В конце сентября он вычитал, что Мусины-Пушкины – старинный дворянский род. Чего-то в этом роде Никита и ожидал. В нем, несомненно, текла кровь аристократов. Отец посмеялся над его изысканиями, сообщив, что Мусины последние сто лет крестьянствовали в Беловодье, но папаша был дурак.

Однако шуточки отца испортили Никите настроение.

Второклассник Богусевич попался под горячую руку. Не то чтобы Никита собирался его мучить, просто хотелось отвести душу, а толстяк подходил для этого, как яблоко для шарлотки: девчоночий румянец, пухлые щеки и заискивающий взгляд.

– Богусевич, ты голубой? – поинтересовался Мусин.

Жирдяй затрепетал и попытался сбежать, но Никита уцепил его за воротник.

– Мы здесь педиков не любим! – наставительно сказал он.

Тревожные шепотки, смолкшее щебетание третьеклассников: бандерлогам явился Каа.

– Оставь его, чего пристал, – промямлил кто-то из детей.

Никита встряхнул толстяка. Богусевич всхлипнул и собирался некрасиво разреветься.

– Богусевич-извращенец, – не без труда срифмовал Никита.

– Мусин-гнусин, – раздался звонкий голос.

От надругательства над своей аристократической фамилией Никита так опешил, что у него отвисла челюсть.

Дети засмеялись.

– Мусин-вонюсин, – отчеканила девчонка.

Школьники расступились, и Никита оказался лицом к лицу с Мартой Бялик.

– Глистами обожрусин! – Бялик скорчила физиономию, будто ее тошнит.

Никита молчал. Он совершенно растерялся.

– Что, зассусин? – сочувственно спросила девчонка.

Смешки перешли в хохот. Испуг детей таял, как грязный снег под лучами солнца.

Богусевич с неожиданной силой дернулся, едва не вывихнув Мусину палец:

– Не трожь!

Это было последней каплей. Никита пошел на девчонку, сжав кулаки, но, вопреки его ожиданиям, та не двинулась с места. Руки сложены на груди, на лице неописуемое презрение. Он осознал, что эта шелупонь готова драться с ним всерьез, если он не остановится.

И Мусин остановился.

– Да пошла ты, – без выражения сказал он. – Еще с девкой связываться.


Этот случай имел два последствия. Во-первых, малышня перестала бояться Никиту. Его по-прежнему сторонились, но он читал на лицах не страх, а нечто вроде гадливости.

«Во-вторых» было хуже.
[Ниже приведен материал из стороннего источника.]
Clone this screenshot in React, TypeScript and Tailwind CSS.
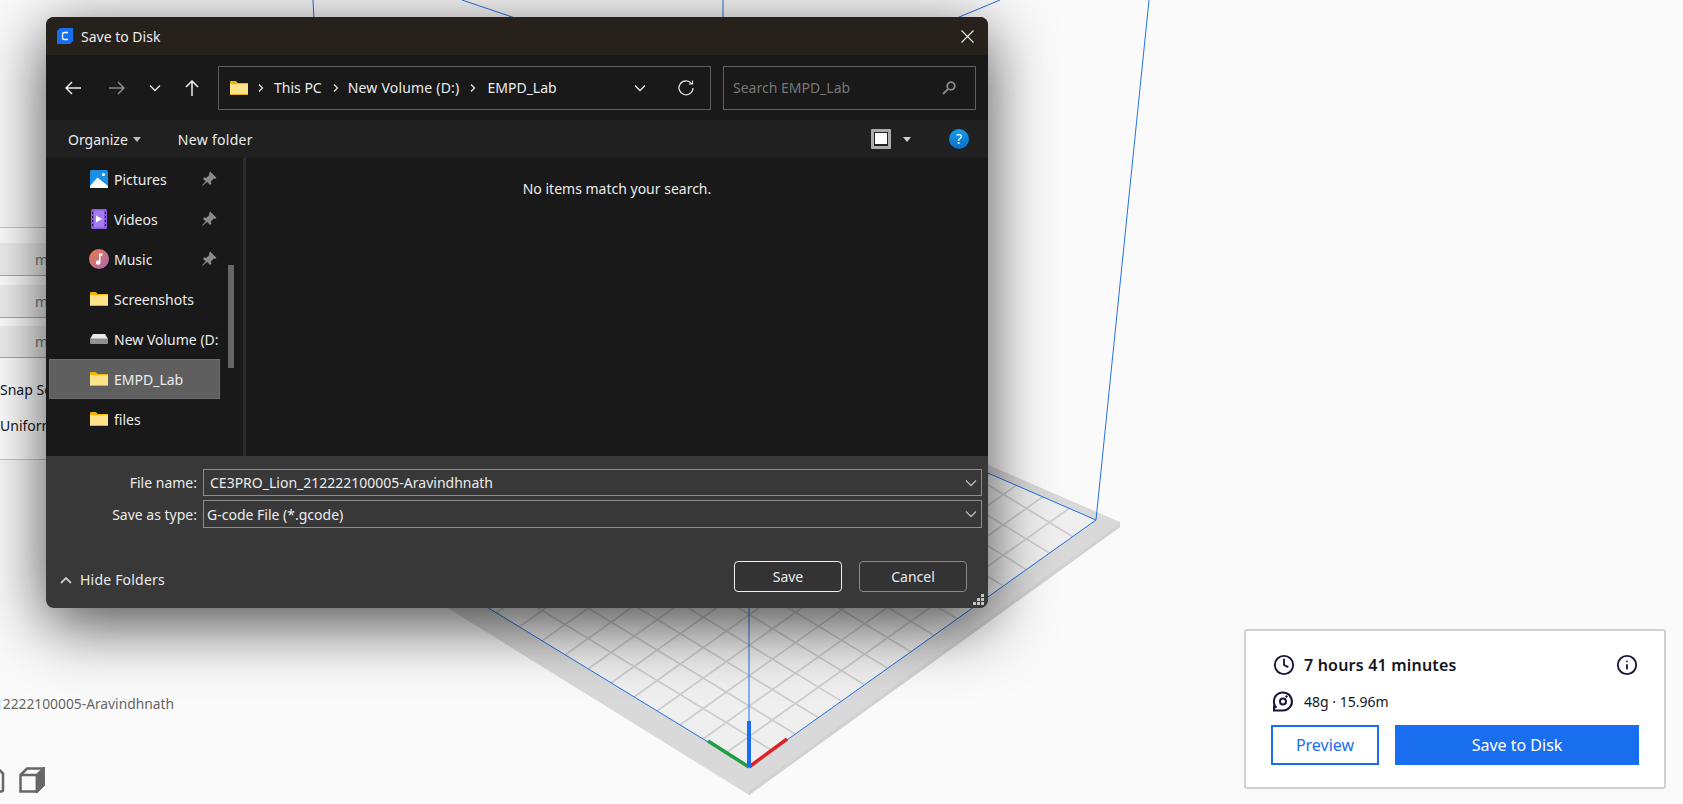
import React from 'react';
import { Clock, Info } from 'lucide-react';

const Chevron = ({ color = '#e8e8e8', size = 12 }: { color?: string; size?: number }) => (
  <svg width={size} height={size} viewBox="0 0 12 12" fill="none" stroke={color} strokeWidth="1.3">
    <path d="M1 3.5 6 8.5 11 3.5" />
  </svg>
);

const Crumb = () => (
  <svg width="6" height="10" viewBox="0 0 6 10" fill="none" stroke="#e0e0e0" strokeWidth="1.3">
    <path d="M1 1.5 4.5 5 1 8.5" />
  </svg>
);

const Caret = ({ color = '#bdbdbd' }: { color?: string }) => (
  <svg width="8" height="5" viewBox="0 0 8 5">
    <path d="M0 0h8L4 5z" fill={color} />
  </svg>
);

const Folder = () => (
  <svg width="18" height="14" viewBox="0 0 18 14">
    <path d="M0 1.2C0 .5.5 0 1.2 0h4.6l2 2H18v2H0z" fill="#f4b400" />
    <path d="M0 3h18v10c0 .6-.4 1-1 1H1c-.6 0-1-.4-1-1z" fill="#ffd966" />
    <path d="M0 3.600h18V13H0z" fill="#ffe38a" />
    <path d="M0 13h18v1H0z" fill="#e8ab1e" />
  </svg>
);

const PicturesIcon = () => (
  <svg width="18" height="18" viewBox="0 0 18 18">
    <rect width="18" height="18" rx="1.500" fill="#1a8fe3" />
    <path d="M0 16 7.500 7.500 18 16v1c0 .6-.4 1-1 1H1c-.6 0-1-.4-1-1z" fill="#fff" />
    <circle cx="13.500" cy="4.500" r="1.500" fill="#fff" />
  </svg>
);

const VideosIcon = () => (
  <svg width="16" height="20" viewBox="0 0 16 20">
    <rect width="16" height="20" rx="1.500" fill="#8a5ae0" />
    <rect x="3" y="1.500" width="10" height="17" fill="#a47cf0" />
    <path d="M5 6.500v7l6-3.500z" fill="#fff" />
    <path d="M1 3h1.200v2H1zM1 7h1.200v2H1zM1 11h1.200v2H1zM1 15h1.200v2H1zM13.800 3H15v2h-1.200zM13.800 7H15v2h-1.200zM13.800 11H15v2h-1.200zM13.800 15H15v2h-1.200z" fill="#2d1a55" />
  </svg>
);

const MusicIcon = () => (
  <svg width="20" height="20" viewBox="0 0 20 20">
    <defs>
      <linearGradient id="music" x1="0" y1="0" x2="1" y2="1">
        <stop offset="0" stopColor="#ec7b45" />
        <stop offset="1" stopColor="#a868b8" />
      </linearGradient>
    </defs>
    <circle cx="10" cy="10" r="10" fill="url(#music)" />
    <path d="M10 4.500h3.500v2H11.500v7a2.300 2.300 0 1 1-1.500-2.100z" fill="#fff" />
  </svg>
);

const DriveIcon = () => (
  <svg width="18" height="10" viewBox="0 0 18 10">
    <path d="M3 0h12l3 5H0z" fill="#e8e8e8" />
    <rect y="4.500" width="18" height="5.500" rx="1" fill="#8f8f8f" />
    <rect x="3" y="6.500" width="1.500" height="1.200" fill="#5ce05c" />
  </svg>
);

const PinIcon = () => (
  <svg width="16" height="16" viewBox="0 0 14 14" fill="#8b8b8b">
    <path d="M8 .5 13.500 6l-1.300 1-1-.4-2.400 2.400.2 2.200-1 1-2.500-2.500L1.200 13l-.4-.4 3.300-3.400L1.700 6.700l1-1 2.200.2 2.400-2.400-.4-1z" />
  </svg>
);

const SpoolIcon = () => (
  <svg width="22" height="22" viewBox="0 0 22 22" fill="none" stroke="#14143c" strokeWidth="2">
    <path d="M4.500 17.800A9 9 0 1 1 11 20.500H2V15.500" />
    <circle cx="11" cy="11.500" r="3" />
    <circle cx="14.500" cy="6.500" r="0.800" fill="#14143c" strokeWidth="1" />
  </svg>
);

const places = [
  { name: 'Pictures', icon: <PicturesIcon />, pin: true },
  { name: 'Videos', icon: <VideosIcon />, pin: true },
  { name: 'Music', icon: <MusicIcon />, pin: true },
  { name: 'Screenshots', icon: <Folder /> },
  { name: 'New Volume (D:)', icon: <DriveIcon /> },
  { name: 'EMPD_Lab', icon: <Folder />, active: true },
  { name: 'files', icon: <Folder /> },
];

// print bed, drawn by hand; perspective is ignored, the cells are close enough
const Scene = () => {
  const tip = [749, 767];
  const u = [23.1, -16.47];
  const v = [-23, -14];
  const lines = [];
  for (let i = 1; i < 32; i++) {
    lines.push(
      <line key={`a${i}`} x1={tip[0] + u[0] * i} y1={tip[1] + u[1] * i} x2={tip[0] + u[0] * i + v[0] * 32} y2={tip[1] + u[1] * i + v[1] * 32} />,
      <line key={`b${i}`} x1={tip[0] + v[0] * i} y1={tip[1] + v[1] * i} x2={tip[0] + v[0] * i + u[0] * 32} y2={tip[1] + v[1] * i + u[1] * 32} />,
    );
  }
  return (
    <svg className="absolute inset-0" width="1683" height="804" viewBox="0 0 1683 804" fill="none">
      <defs>
        <clipPath id="bed">
          <path d="M749 767 1096 520 700 348 300 493z" />
        </clipPath>
      </defs>
      <path d="M749 795 1120 527 1120 522 700 340 200 452 451 610z" fill="#d9d9d9" />
      <path d="M749 795 1120 527 1120 523 749 791z" fill="#d2d2d2" />
      <path d="M749 767 1096 520 700 348 300 493z" fill="#efefef" />
      <g clipPath="url(#bed)" stroke="#cdcdcd" strokeWidth="1.700">
        {lines}
      </g>
      <g stroke="#2272e8" strokeWidth="1">
        <path d="M749 767 1096 520 1149 0M749 767 300 493M749 767V600M313 0 314 20M462 0 521 20M723 0V20M952 20 1000 0M1096 520 700 348" />
      </g>
      <path d="M749 767 708 741" stroke="#1f9e45" strokeWidth="3.500" />
      <path d="M749 767 787 739" stroke="#dc2028" strokeWidth="3.500" />
      <path d="M749 767V721" stroke="#196ef0" strokeWidth="4" />
    </svg>
  );
};

const Dialog = () => (
  <div className="absolute left-[46px] top-[17px] flex h-[591px] w-[942px] flex-col overflow-hidden rounded-[8px] bg-[#383838] text-[14px] text-[#ececec] shadow-[0_16px_64px_rgba(0,0,0,0.7)]">
    <div className="flex h-[38px] shrink-0 items-center bg-[#27211c] pl-[11px] pr-[14px]">
      <svg width="16" height="16" viewBox="0 0 16 16">
        <path d="M3 0h13v13l-3 3H0V3z" fill="#1a6ff0" />
        <path d="M11 4.500H7.500a2 2 0 0 0-2 2v3a2 2 0 0 0 2 2H11" fill="none" stroke="#fff" strokeWidth="1.300" />
      </svg>
      <span className="ml-[8px]">Save to Disk</span>
      <svg className="ml-auto" width="13" height="13" viewBox="0 0 13 13" stroke="#e8e8e8" strokeWidth="1.100">
        <path d="M.5.500l12 12M12.500.500l-12 12" />
      </svg>
    </div>

    <div className="flex h-[65px] shrink-0 items-center bg-[#191919] pl-[5px] pr-[12px]">
      <div className="flex w-[44px] justify-center">
        <svg width="16" height="14" viewBox="0 0 16 14" fill="none" stroke="#eeeeee" strokeWidth="1.500">
          <path d="M16 7H1M7 1 1 7l6 6" />
        </svg>
      </div>
      <div className="flex w-[44px] justify-center">
        <svg width="16" height="14" viewBox="0 0 16 14" fill="none" stroke="#888888" strokeWidth="1.500">
          <path d="M0 7h15M9 1l6 6-6 6" />
        </svg>
      </div>
      <div className="flex w-[32px] justify-center">
        <Chevron />
      </div>
      <div className="flex w-[42px] justify-center">
        <svg width="14" height="16" viewBox="0 0 14 16" fill="none" stroke="#eeeeee" strokeWidth="1.500">
          <path d="M7 16V1M1 7l6-6 6 6" />
        </svg>
      </div>
      <div className="ml-[5px] flex h-[44px] w-[493px] items-center border border-[#5e5e5e] pl-[11px] pr-[16px]">
        <Folder />
        <span className="ml-[10px] flex items-center"><Crumb /></span>
        <span className="ml-[10px]">This PC</span>
        <span className="ml-[11px] flex items-center"><Crumb /></span>
        <span className="ml-[9px] tracking-[0.2px]">New Volume (D:)</span>
        <span className="ml-[11px] flex items-center"><Crumb /></span>
        <span className="ml-[11px]">EMPD_Lab</span>
        <span className="ml-auto"><Chevron /></span>
        <svg className="ml-[32px]" width="16" height="16" viewBox="0 0 16 16" fill="none" stroke="#e8e8e8" strokeWidth="1.200">
          <path d="M13.500 3.500A7 7 0 1 0 15 8M14.500 .5v3.500H11" />
        </svg>
      </div>
      <div className="ml-[12px] flex h-[44px] w-[253px] items-center border border-[#5e5e5e] pl-[9px] pr-[19px] text-[#777777]">
        <span>Search EMPD_Lab</span>
        <svg className="ml-auto" width="14" height="14" viewBox="0 0 14 14" fill="none" stroke="#8a8a8a" strokeWidth="1.800">
          <circle cx="9" cy="5" r="3.800" />
          <path d="M6 8 1 13" />
        </svg>
      </div>
    </div>

    <div className="flex h-[38px] shrink-0 items-center bg-[#202020] pl-[22px] pr-[19px]">
      <span>Organize</span>
      <span className="ml-[5px] flex items-center"><Caret /></span>
      <span className="ml-[37px] tracking-[0.3px]">New folder</span>
      <span className="ml-auto flex h-[20px] w-[20px] items-center justify-center rounded-[1px] bg-[#ababab]">
        <span className="block h-[14px] w-[14px] border border-b-2 border-[#222222] bg-white" />
      </span>
      <span className="ml-[12px] flex items-center"><Caret color="#d0d0d0" /></span>
      <span className="ml-[38px] flex h-[20px] w-[20px] items-center justify-center rounded-full bg-linear-to-b from-[#1a9bea] to-[#0a6fc8] text-[14px] leading-none text-white">?</span>
    </div>

    <div className="flex h-[298px] shrink-0 bg-[#191919]">
      <div className="relative w-[197px] shrink-0 overflow-hidden pl-[3px] pt-[1px]">
        {places.map((p) => (
          <div
            key={p.name}
            className={`flex h-[40px] w-[171px] items-center border ${p.active ? 'border-[#6c6c6c] bg-[#5f5f5f]' : 'border-transparent'}`}
          >
            <div className="ml-[37px] flex w-[24px] shrink-0 justify-center">{p.icon}</div>
            <span className="ml-[3px] overflow-hidden whitespace-nowrap">{p.name}</span>
            {p.pin && <span className="ml-auto mr-[2px] flex"><PinIcon /></span>}
          </div>
        ))}
        <div className="absolute left-[182px] top-[107px] h-[103px] w-[6px] bg-[#666666]" />
      </div>
      <div className="w-[3px] shrink-0 bg-[#2b2b2b]" />
      <div className="flex-1 pt-[21px] text-center leading-[20px]">
        <span>No items match your search.</span>
      </div>
    </div>

    <div className="relative flex flex-1 flex-col pt-[13px]">
      <div className="flex items-center">
        <span className="w-[151px] text-right">File name:</span>
        <div className="ml-[6px] mr-[6px] flex h-[27px] flex-1 items-center border border-[#8c8c8c] pl-[6px] pr-[4px]">
          <span>CE3PRO_Lion_212222100005-Aravindhnath</span>
          <span className="ml-auto"><Chevron color="#b8b8b8" /></span>
        </div>
      </div>
      <div className="mt-[4px] flex items-center">
        <span className="w-[151px] text-right">Save as type:</span>
        <div className="ml-[6px] mr-[6px] flex h-[28px] flex-1 items-center border border-[#8c8c8c] pl-[3px] pr-[4px]">
          <span>G-code File (*.gcode)</span>
          <span className="ml-auto"><Chevron color="#b8b8b8" /></span>
        </div>
      </div>
      <div className="mt-[33px] flex items-center pl-[14px] pr-[21px]">
        <div className="flex items-center pt-[6px]">
          <svg width="12" height="8" viewBox="0 0 12 8" fill="none" stroke="#c8c8c8" strokeWidth="1.800">
            <path d="M1 7 6 2l5 5" />
          </svg>
          <span className="ml-[8px] tracking-[0.2px]">Hide Folders</span>
        </div>
        <button className="ml-auto h-[31px] w-[108px] rounded-[4px] border border-[#f0f0f0] bg-[#333333]">Save</button>
        <button className="ml-[17px] h-[31px] w-[108px] rounded-[4px] border border-[#8a8a8a] bg-[#333333]">Cancel</button>
      </div>
      <svg className="absolute bottom-[2px] right-[3px]" width="12" height="12" viewBox="0 0 12 12" fill="#c4c4c4">
        <path d="M8 0h3v3H8zM4 4h3v3H4zM8 4h3v3H8zM0 8h3v3H0zM4 8h3v3H4zM8 8h3v3H8z" />
      </svg>
    </div>
  </div>
);

const SummaryCard = () => (
  <div className="absolute left-[1244px] top-[629px] flex h-[160px] w-[422px] flex-col rounded-[3px] border-2 border-[#d0d0d0] bg-white pl-[25px] pr-[25px] pt-[21px] text-[#14141e]">
    <div className="flex h-[26px] items-center">
      <Clock size={22} color="#14143c" strokeWidth={2} className="ml-[2px]" />
      <span className="ml-[9px] text-[16px] font-semibold tracking-[0.2px]">7 hours 41 minutes</span>
      <Info size={22} color="#14143c" strokeWidth={2} className="ml-auto mr-[1px]" />
    </div>
    <div className="mt-[12px] flex h-[22px] items-center">
      <span className="ml-[1px] flex"><SpoolIcon /></span>
      <span className="ml-[10px] text-[14px]">48g · 15.96m</span>
    </div>
    <div className="mt-[13px] flex gap-[16px] text-[16px]">
      <button className="h-[40px] w-[108px] border-2 border-[#196ef0] bg-white text-[#196ef0]">Preview</button>
      <button className="h-[40px] w-[244px] bg-[#196ef0] text-white">Save to Disk</button>
    </div>
  </div>
);

export default function App() {
  return (
    <div className="relative h-[804px] w-[1683px] overflow-hidden bg-[#fafafa] font-['Noto_Sans',sans-serif]">
      <Scene />

      <div className="absolute left-0 top-[227px] flex h-[233px] w-[100px] flex-col border-y border-[#c8c8c8] bg-white text-[14px] text-[#14141e]">
        <div className="mt-[15px] flex h-[33px] items-center border-b border-[#aaaaaa] bg-[#f0f0f0] pl-[35px] text-[#777777]">mm</div>
        <div className="mt-[9px] flex h-[33px] items-center border-b border-[#aaaaaa] bg-[#f0f0f0] pl-[35px] text-[#777777]">mm</div>
        <div className="mt-[8px] flex h-[32px] items-center border-b border-[#aaaaaa] bg-[#f0f0f0] pl-[35px] text-[#777777]">mm</div>
        <div className="mt-[21px] whitespace-nowrap">Snap Scaling</div>
        <div className="mt-[15px] whitespace-nowrap">Uniform Scaling</div>
      </div>

      <div className="absolute right-[1509px] top-[694px] whitespace-nowrap text-[13.8px] text-[#666666]">212222100005-Aravindhnath</div>
      <svg className="absolute left-[19px] top-[767px]" width="26" height="26" viewBox="0 0 26 26" fill="none" stroke="#666666" strokeWidth="2.500">
        <path d="M1.500 8 8 1.500h16.500V18L18 24.500H1.500z" />
        <path d="M1.500 8H18v16.500" />
        <path d="M18 8l6.500-6.500V18L18 24.500z" fill="#666666" />
      </svg>
      <svg className="absolute left-0 top-[767px]" width="5" height="26" viewBox="0 0 5 26" fill="none" stroke="#666666" strokeWidth="2.500">
        <path d="M-6 1.500h4l5 5v16a2 2 0 0 1-2 2h-7" />
      </svg>

      <SummaryCard />
      <Dialog />
    </div>
  );
}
Сначала к нему пристала кличка «Мусин-гнусин». Затем его прекрасная аристократическая фамилия отпала, а из скорлупы гнусина вылупилась противная тварь: чья-то мстительная рука зачеркнула на дневнике великолепного «Эсторского» и вывела сверху: «Никита Гнус».

2

В одиннадцать утра Никита шел по улице Гагарина, неся портфель с нотами. Мать настояла, чтобы даже летом сын занимался с восторженной старой девой, чьи ученики годами мучили рояль – прекрасный, между прочим, Циммерман, не заслуживший всех этих во-поле-березок и рвущих душу сурков-компаньонов.